Tides — A Short but Scoring Sub-Topic
Tides are the periodic rise and fall of sea level caused by the gravitational pull of the Moon and the Sun. When the Sun, Moon, and Earth are aligned (during full moon and new moon), we get spring tides — these are the highest tides. When the Sun and Moon are at right angles to the Earth (during quarter moons), we get neap tides — these are lower tides.
Tides have practical significance for navigation, fishing, and tidal energy generation. India’s Gulf of Khambhat in Gujarat has been identified as a potential site for tidal energy. This connects oceanography to the energy and environment sections of the syllabus.
Thermohaline Circulation — The Advanced Concept
Thermohaline circulation is the global ocean conveyor belt driven by differences in temperature (thermo) and salinity (haline). Cold, salty water sinks in the North Atlantic near Greenland and flows along the ocean floor towards the Southern Hemisphere. Warm surface water flows back to replace it. This massive loop regulates global climate.
This concept has appeared in both Prelims and Mains. For Mains, you should be able to explain how disruption of thermohaline circulation (due to ice sheet melting) could trigger cooling in Europe even as global temperatures rise. This is a favourite analytical angle.
How I Recommend Studying This Topic
First, read the three NCERT chapters carefully — not once, but twice. On the second reading, make a one-page summary for each chapter. Draw the world map and mark all major ocean currents by hand. This physical act of drawing fixes the spatial pattern in your memory far better than reading alone.
Second, solve every previous year question on oceanography from 2011 onwards. You will notice that UPSC revisits the same conceptual areas — current directions, salinity patterns, tidal types, and ocean floor features. Third, link oceanography to climate, environment, and Indian geography. Questions are increasingly interdisciplinary.
Key Points to Remember for UPSC
- Continental shelves are the most economically productive ocean zones — they support fisheries, oil, and coral ecosystems.

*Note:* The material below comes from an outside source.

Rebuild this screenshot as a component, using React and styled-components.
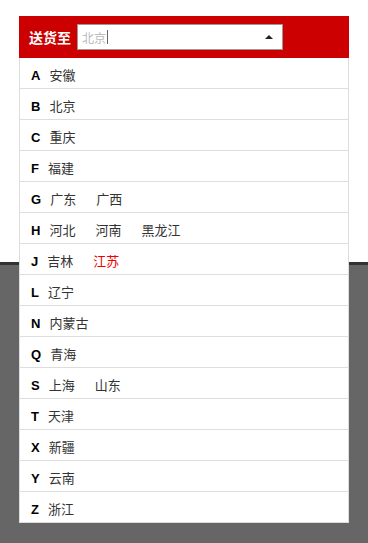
import React from "react";
import styled, { createGlobalStyle } from "styled-components";

const GlobalStyle = createGlobalStyle`
  html, body {
    margin: 0;
    padding: 0;
  }
  body {
    min-height: 543px;
    font-family: "Liberation Sans", "Noto Sans CJK SC", sans-serif;
    background: linear-gradient(
      #fff 0,
      #fff 262px,
      #333 262px,
      #333 265px,
      #666 265px
    );
  }
`;

const Page = styled.div`
  padding: 16px 0 0 19px;
`;

const Panel = styled.div`
  width: 330px;
  background: #fff;
`;

const Header = styled.div`
  height: 42px;
  background: #cc0000;
  display: flex;
  align-items: center;
  padding-left: 10px;
  gap: 6px;
`;

const Label = styled.span`
  color: #fff;
  font-weight: bold;
  font-size: 14px;
  font-family: "Noto Sans CJK SC", sans-serif;
`;

const InputBox = styled.div`
  width: 206px;
  height: 26px;
  border: 1px solid #999;
  background: #fff;
  display: flex;
  align-items: center;
  justify-content: space-between;
  padding: 0 9px 0 4px;
  box-sizing: border-box;
`;

const Placeholder = styled.span`
  color: #bbb;
  font-size: 12px;
  font-family: "Noto Sans CJK SC", sans-serif;
  display: flex;
  align-items: center;
`;

const Caret = styled.span`
  display: inline-block;
  width: 1px;
  height: 14px;
  background: #666;
  margin-left: 1px;
`;

const Arrow = styled.span`
  width: 0;
  height: 0;
  border-left: 4px solid transparent;
  border-right: 4px solid transparent;
  border-bottom: 4px solid #222;
`;

const List = styled.div`
  border-left: 1px solid #ddd;
  border-right: 1px solid #ddd;
`;

const Row = styled.div`
  height: 27px;
  line-height: 27px;
  padding: 3px 0 0 11px;
  border-bottom: 1px solid #ddd;
  display: flex;
  align-items: baseline;
`;

const Letter = styled.span`
  font-weight: bold;
  font-size: 13px;
  color: #000;
  margin-right: 9px;
  font-family: "Liberation Sans", sans-serif;
`;

const City = styled.span`
  font-size: 13px;
  color: ${(p) => (p.$active ? "#e00" : "#333")};
  margin-right: 20px;
  font-family: "Noto Sans CJK SC", sans-serif;
`;

const groups = [
  ["A", ["安徽"]],
  ["B", ["北京"]],
  ["C", ["重庆"]],
  ["F", ["福建"]],
  ["G", ["广东", "广西"]],
  ["H", ["河北", "河南", "黑龙江"]],
  ["J", ["吉林", "江苏"]],
  ["L", ["辽宁"]],
  ["N", ["内蒙古"]],
  ["Q", ["青海"]],
  ["S", ["上海", "山东"]],
  ["T", ["天津"]],
  ["X", ["新疆"]],
  ["Y", ["云南"]],
  ["Z", ["浙江"]],
];

const App = () => {
  return (
    <>
      <GlobalStyle />
      <Page>
        <Panel>
          <Header>
            <Label>送货至</Label>
            <InputBox>
              <Placeholder>
                北京
                <Caret />
              </Placeholder>
              <Arrow />
            </InputBox>
          </Header>
          <List>
            {groups.map(([letter, cities]) => (
              <Row key={letter}>
                <Letter>{letter}</Letter>
                {cities.map((c) => (
                  <City key={c} $active={c === "江苏"}>
                    {c}
                  </City>
                ))}
              </Row>
            ))}
          </List>
        </Panel>
      </Page>
    </>
  );
};

export default App;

- Ocean salinity peaks at 20°-30° latitudes, not at the equator, because equatorial rainfall dilutes surface salt content.
- Northern Hemisphere ocean currents circulate clockwise; Southern Hemisphere currents circulate anti-clockwise.

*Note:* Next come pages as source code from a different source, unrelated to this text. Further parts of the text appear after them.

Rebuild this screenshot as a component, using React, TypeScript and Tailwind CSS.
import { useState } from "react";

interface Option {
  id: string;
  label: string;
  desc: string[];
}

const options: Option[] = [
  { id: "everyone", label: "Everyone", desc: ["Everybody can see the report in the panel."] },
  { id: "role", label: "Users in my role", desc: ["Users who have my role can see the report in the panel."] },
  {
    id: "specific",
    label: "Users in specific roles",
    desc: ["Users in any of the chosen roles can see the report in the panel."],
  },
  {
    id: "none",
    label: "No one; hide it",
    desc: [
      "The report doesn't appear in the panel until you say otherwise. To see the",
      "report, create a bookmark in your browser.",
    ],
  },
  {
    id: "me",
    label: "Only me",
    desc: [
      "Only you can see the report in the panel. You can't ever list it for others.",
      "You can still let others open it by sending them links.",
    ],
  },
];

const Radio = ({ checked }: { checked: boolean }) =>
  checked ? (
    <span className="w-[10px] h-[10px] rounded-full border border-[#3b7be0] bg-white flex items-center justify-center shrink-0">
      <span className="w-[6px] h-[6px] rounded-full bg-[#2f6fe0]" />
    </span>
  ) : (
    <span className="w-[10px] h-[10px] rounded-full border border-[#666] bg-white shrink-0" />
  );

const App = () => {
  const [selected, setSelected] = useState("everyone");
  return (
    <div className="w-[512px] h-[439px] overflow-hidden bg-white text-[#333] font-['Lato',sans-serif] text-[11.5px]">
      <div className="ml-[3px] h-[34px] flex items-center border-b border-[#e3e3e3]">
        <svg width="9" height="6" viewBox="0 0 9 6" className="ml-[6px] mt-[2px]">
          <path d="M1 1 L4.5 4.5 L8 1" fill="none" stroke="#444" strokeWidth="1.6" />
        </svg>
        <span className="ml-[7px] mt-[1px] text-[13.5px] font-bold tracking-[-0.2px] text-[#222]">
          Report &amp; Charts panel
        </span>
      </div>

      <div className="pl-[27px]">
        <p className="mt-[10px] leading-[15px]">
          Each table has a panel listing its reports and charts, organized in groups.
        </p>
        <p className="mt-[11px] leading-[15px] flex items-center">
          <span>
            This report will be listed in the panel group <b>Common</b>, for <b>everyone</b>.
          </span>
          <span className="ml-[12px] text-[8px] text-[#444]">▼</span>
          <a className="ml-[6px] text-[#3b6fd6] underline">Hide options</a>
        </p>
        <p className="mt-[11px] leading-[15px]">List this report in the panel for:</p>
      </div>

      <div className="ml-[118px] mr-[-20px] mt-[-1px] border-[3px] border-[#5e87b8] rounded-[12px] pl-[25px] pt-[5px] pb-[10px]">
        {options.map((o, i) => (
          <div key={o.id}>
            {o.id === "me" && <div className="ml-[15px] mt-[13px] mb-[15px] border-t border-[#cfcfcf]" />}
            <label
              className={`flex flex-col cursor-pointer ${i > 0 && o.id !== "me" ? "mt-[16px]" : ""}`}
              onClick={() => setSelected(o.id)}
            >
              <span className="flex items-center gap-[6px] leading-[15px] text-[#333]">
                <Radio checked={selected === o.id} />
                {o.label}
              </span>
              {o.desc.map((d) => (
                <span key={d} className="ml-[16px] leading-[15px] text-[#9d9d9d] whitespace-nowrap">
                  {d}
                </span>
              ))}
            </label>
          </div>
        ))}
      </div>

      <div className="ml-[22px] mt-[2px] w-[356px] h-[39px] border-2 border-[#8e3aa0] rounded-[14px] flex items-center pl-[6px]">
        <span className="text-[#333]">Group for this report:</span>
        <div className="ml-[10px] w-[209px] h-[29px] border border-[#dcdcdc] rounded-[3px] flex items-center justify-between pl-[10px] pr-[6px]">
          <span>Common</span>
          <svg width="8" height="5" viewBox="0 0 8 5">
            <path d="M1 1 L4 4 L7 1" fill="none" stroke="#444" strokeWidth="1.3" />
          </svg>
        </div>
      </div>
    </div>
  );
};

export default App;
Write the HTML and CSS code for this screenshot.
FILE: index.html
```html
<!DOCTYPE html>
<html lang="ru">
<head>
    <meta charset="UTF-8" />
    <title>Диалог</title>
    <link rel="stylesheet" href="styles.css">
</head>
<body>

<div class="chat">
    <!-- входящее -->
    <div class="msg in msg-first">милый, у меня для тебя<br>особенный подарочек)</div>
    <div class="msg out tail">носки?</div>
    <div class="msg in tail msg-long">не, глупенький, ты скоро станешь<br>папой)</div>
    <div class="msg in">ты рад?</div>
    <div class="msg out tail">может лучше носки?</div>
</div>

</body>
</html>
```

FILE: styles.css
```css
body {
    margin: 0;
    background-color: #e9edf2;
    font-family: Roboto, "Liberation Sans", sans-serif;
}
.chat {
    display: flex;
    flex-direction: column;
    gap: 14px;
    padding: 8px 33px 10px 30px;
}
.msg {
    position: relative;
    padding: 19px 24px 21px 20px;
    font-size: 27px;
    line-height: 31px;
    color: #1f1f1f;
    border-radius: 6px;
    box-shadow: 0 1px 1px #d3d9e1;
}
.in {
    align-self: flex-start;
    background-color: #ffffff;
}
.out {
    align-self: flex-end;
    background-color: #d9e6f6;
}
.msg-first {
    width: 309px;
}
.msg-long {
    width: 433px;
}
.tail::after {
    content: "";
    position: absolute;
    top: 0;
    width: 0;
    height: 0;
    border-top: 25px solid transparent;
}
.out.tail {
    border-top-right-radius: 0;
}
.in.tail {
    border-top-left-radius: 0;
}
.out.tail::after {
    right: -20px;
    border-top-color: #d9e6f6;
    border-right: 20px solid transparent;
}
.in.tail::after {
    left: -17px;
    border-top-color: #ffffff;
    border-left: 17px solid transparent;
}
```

- Spring tides occur during full moon and new moon; neap tides occur during quarter moons.
- The Antarctic Circumpolar Current is the only current that flows uninterrupted around the globe.

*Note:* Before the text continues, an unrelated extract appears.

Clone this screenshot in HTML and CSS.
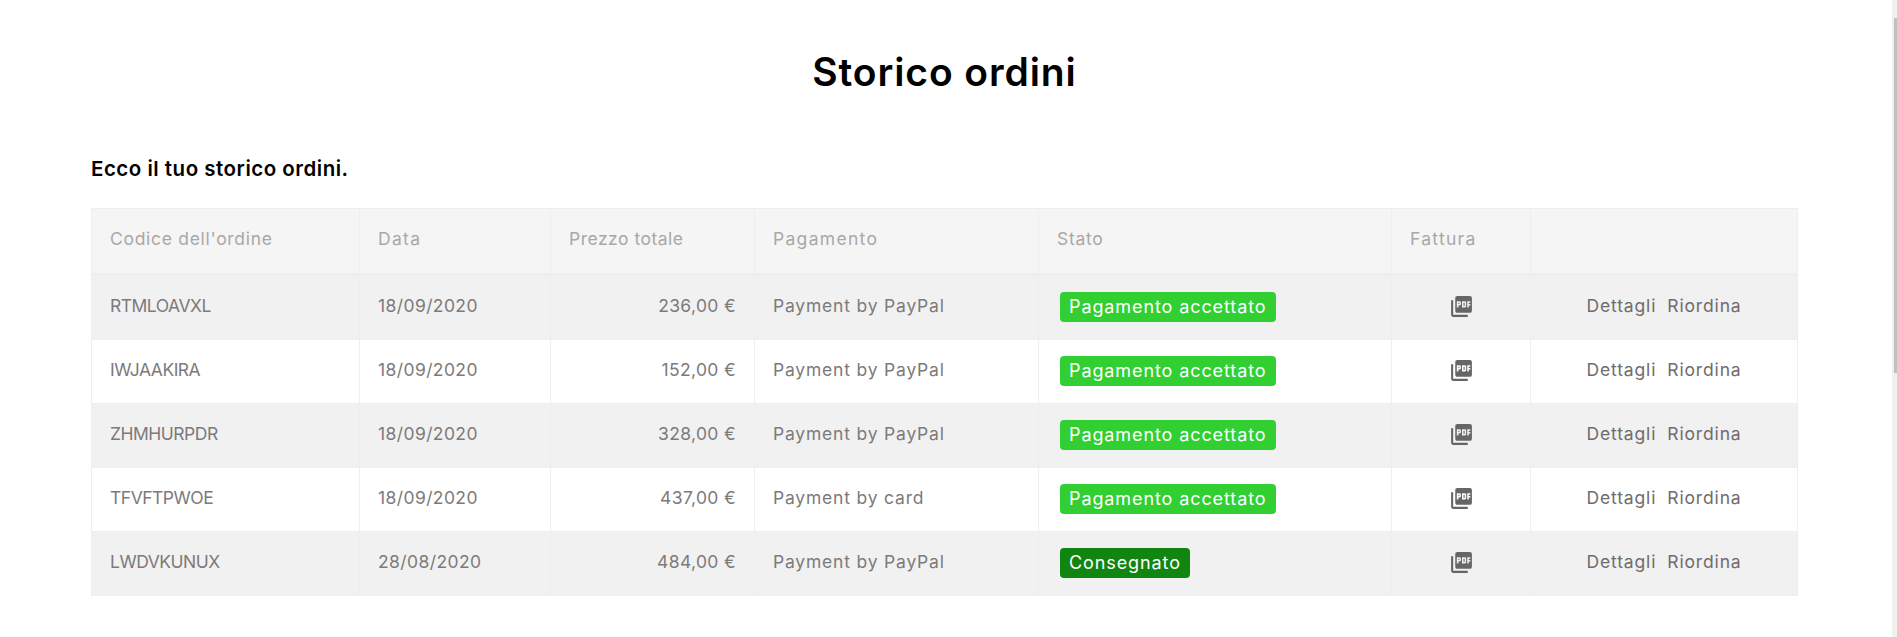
FILE: index.html
```html
<!DOCTYPE html>
<html lang="it">
<head>
<meta charset="utf-8">
<title>Storico ordini</title>
<link rel="stylesheet" href="styles.css">
</head>
<body>
<main class="page">
  <h1 class="title">Storico ordini</h1>
  <h2 class="subtitle">Ecco il tuo storico ordini.</h2>
  <table class="orders">
    <colgroup>
      <col class="c1"><col class="c2"><col class="c3"><col class="c4"><col class="c5"><col class="c6"><col class="c7">
    </colgroup>
    <thead>
      <tr><th>Codice dell'ordine</th><th class="wide">Data</th><th class="tight">Prezzo totale</th><th class="wide">Pagamento</th><th>Stato</th><th class="wide">Fattura</th><th></th></tr>
    </thead>
    <tbody>
      <tr><td class="code">RTMLOAVXL</td><td class="date">18/09/2020</td><td class="price">236,00 €</td><td class="pay">Payment by PayPal</td><td class="stato"><span class="badge ok">Pagamento accettato</span></td><td class="pdf"><svg class="icon" viewBox="0 0 24 24"><use href="#pdf"/></svg></td><td class="actions"><a>Dettagli</a><a>Riordina</a></td></tr>
      <tr><td class="code">IWJAAKIRA</td><td class="date">18/09/2020</td><td class="price">152,00 €</td><td class="pay">Payment by PayPal</td><td class="stato"><span class="badge ok">Pagamento accettato</span></td><td class="pdf"><svg class="icon" viewBox="0 0 24 24"><use href="#pdf"/></svg></td><td class="actions"><a>Dettagli</a><a>Riordina</a></td></tr>
      <tr><td class="code">ZHMHURPDR</td><td class="date">18/09/2020</td><td class="price">328,00 €</td><td class="pay">Payment by PayPal</td><td class="stato"><span class="badge ok">Pagamento accettato</span></td><td class="pdf"><svg class="icon" viewBox="0 0 24 24"><use href="#pdf"/></svg></td><td class="actions"><a>Dettagli</a><a>Riordina</a></td></tr>
      <tr><td class="code">TFVFTPWOE</td><td class="date">18/09/2020</td><td class="price">437,00 €</td><td class="pay">Payment by card</td><td class="stato"><span class="badge ok">Pagamento accettato</span></td><td class="pdf"><svg class="icon" viewBox="0 0 24 24"><use href="#pdf"/></svg></td><td class="actions"><a>Dettagli</a><a>Riordina</a></td></tr>
      <tr><td class="code">LWDVKUNUX</td><td class="date">28/08/2020</td><td class="price">484,00 €</td><td class="pay">Payment by PayPal</td><td class="stato"><span class="badge done">Consegnato</span></td><td class="pdf"><svg class="icon" viewBox="0 0 24 24"><use href="#pdf"/></svg></td><td class="actions"><a>Dettagli</a><a>Riordina</a></td></tr>
    </tbody>
  </table>
</main>
<div class="scrollbar"><div class="thumb"></div></div>
<svg class="defs" aria-hidden="true"><defs><path id="pdf" d="M20 2H8c-1.1 0-2 .9-2 2v12c0 1.1.9 2 2 2h12c1.1 0 2-.9 2-2V4c0-1.1-.9-2-2-2zm-8.5 7.5c0 .83-.67 1.5-1.5 1.5H9v2H7.5V7H10c.83 0 1.5.67 1.5 1.5v1zm5 2c0 .83-.67 1.5-1.5 1.5h-2.5V7H15c.83 0 1.5.67 1.5 1.5v3zm4-3H19v1h1.5V11H19v2h-1.5V7h3v1.5zM9 9.5h1v-1H9v1zM4 6H2v14c0 1.1.9 2 2 2h14v-2H4V6zm10 5.5h1v-3h-1v3z"/></defs></svg>
</body>
</html>
```
FILE: styles.css
```css
html, body {
  margin: 0;
  height: 637px;
  overflow: hidden;
  background: #fff;
  font-family: Inter, "Noto Sans", sans-serif;
}
.page {
  padding: 48px 99px 0 91px;
}
.title {
  margin: 0;
  text-align: center;
  font-size: 39px;
  letter-spacing: 0.9px;
  line-height: 48px;
  font-weight: 600;
  color: #000;
}
.subtitle {
  margin: 61px 0 0;
  font-size: 20.5px;
  letter-spacing: 0.5px;
  line-height: 24px;
  font-weight: 600;
  color: #000;
}
.orders {
  margin-top: 27px;
  width: 1706px;
  table-layout: fixed;
  border-collapse: collapse;
  font-size: 17.5px;
  color: #7d7a7a;
}
.c1 { width: 268px; }
.c2 { width: 191px; }
.c3 { width: 204px; }
.c4 { width: 284px; }
.c5 { width: 353px; }
.c6 { width: 139px; }
.c7 { width: 267px; }
th, td {
  border: 1px solid #eee;
  padding: 0 18px 5px;
  text-align: left;
  font-weight: 400;
  white-space: nowrap;
}
th {
  height: 59px;
  background: #f5f5f5;
  color: #aaa7a7;
  letter-spacing: 0.7px;
  border-bottom: 3px solid #eee;
}
th.wide { letter-spacing: 1.3px; }
th.tight { letter-spacing: 0.5px; }
td { height: 58px; }
tbody tr:nth-child(odd) td { background: #f1f1f1; }
.code { letter-spacing: -0.5px; }
.date { letter-spacing: 0.4px; }
.price { text-align: right; letter-spacing: 0.35px; }
.pay { letter-spacing: 0.8px; }
td.stato { padding-left: 21px; padding-bottom: 2px; }
.badge {
  display: inline-block;
  padding: 0 9px;
  height: 30px;
  line-height: 29px;
  border-radius: 4px;
  color: #fff;
  font-size: 18px;
  letter-spacing: 0.9px;
  vertical-align: middle;
}
.ok { background: #32cf32; }
.done { background: #108510; }
td.pdf { padding-bottom: 3px; }
.icon {
  display: block;
  width: 25px;
  height: 25px;
  margin: 0 auto;
  fill: #666;
}
.actions { text-align: center; color: #6f6c6c; letter-spacing: 0.85px; }
.actions a + a { margin-left: 11px; }
.scrollbar {
  position: fixed;
  top: 0;
  right: 0;
  width: 5px;
  height: 637px;
  background: #f0f0f0;
}
.thumb {
  position: absolute;
  top: 18px;
  right: 0;
  width: 3px;
  height: 355px;
  background: #c1c1c1;
}
.defs { position: absolute; width: 0; height: 0; }
```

- Thermohaline circulation acts as a global climate regulator — its disruption is linked to abrupt climate change scenarios.
- Mixing zones of warm and cold currents create major global fishing grounds — Grand Banks, coast of Japan, and coast of South Africa.
Oceanography is one of those rare topics where a few hours of focused reading can directly translate into two or three correct answers on exam day. I encourage you to open your NCERT Class 11 Physical Geography textbook today, start with the ocean floor chapter, and work through it methodically. Build your map-based notes, solve previous year questions, and you will find this topic becomes one of your most reliable scoring areas in the 2026 Prelims.